An understanding of evolutionary concepts is essential for all biologists. Some students have difficulty making the transition from rote learning to conceptual thinking. Others are confused on the difference between a clear understanding of concepts, often aided by mathematics, and arm-waving generalities. A vague understanding of evolution will lead, at best, to an even more vague understanding of biology.
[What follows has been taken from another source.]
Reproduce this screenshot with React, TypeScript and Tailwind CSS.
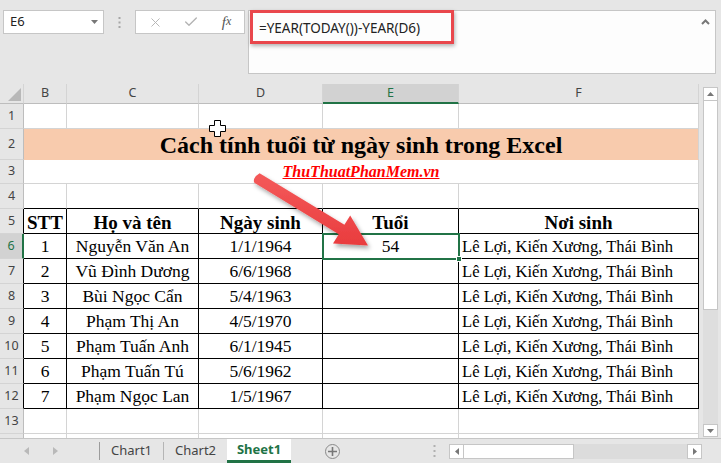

How, then, can students maximize their ability to learn evolutionary concepts?



Here are a few suggestions.



  • Form, or join, a study group.
  • Supplement your lecture notes by annotating the figures and equations in your text.
  • Redraw graphs, rewrite equations, and explain them to your study group.
  • Review your lecture notes before you attend the next lecture.
  • Make sure that you understand the mathematics, rather than memorizing equations or graphs.
  • When confused, get help immediately from your study group, demonstrator or instructor.
  • Ask yourself, and your study group, questions about the material rather than relying on quizzes to do that for you.
  • Be an active participant in tutorial and classroom discussions.
  • Try to imagine specific examples for each concept that you explore.
  • Ask yourself at frequent intervals "how could I improve on or test this idea"?
  • Never commit the "fallacy of complexity" by criticizing a model as too simple of a caricature of nature unless you have a clear and parsimonious alternative.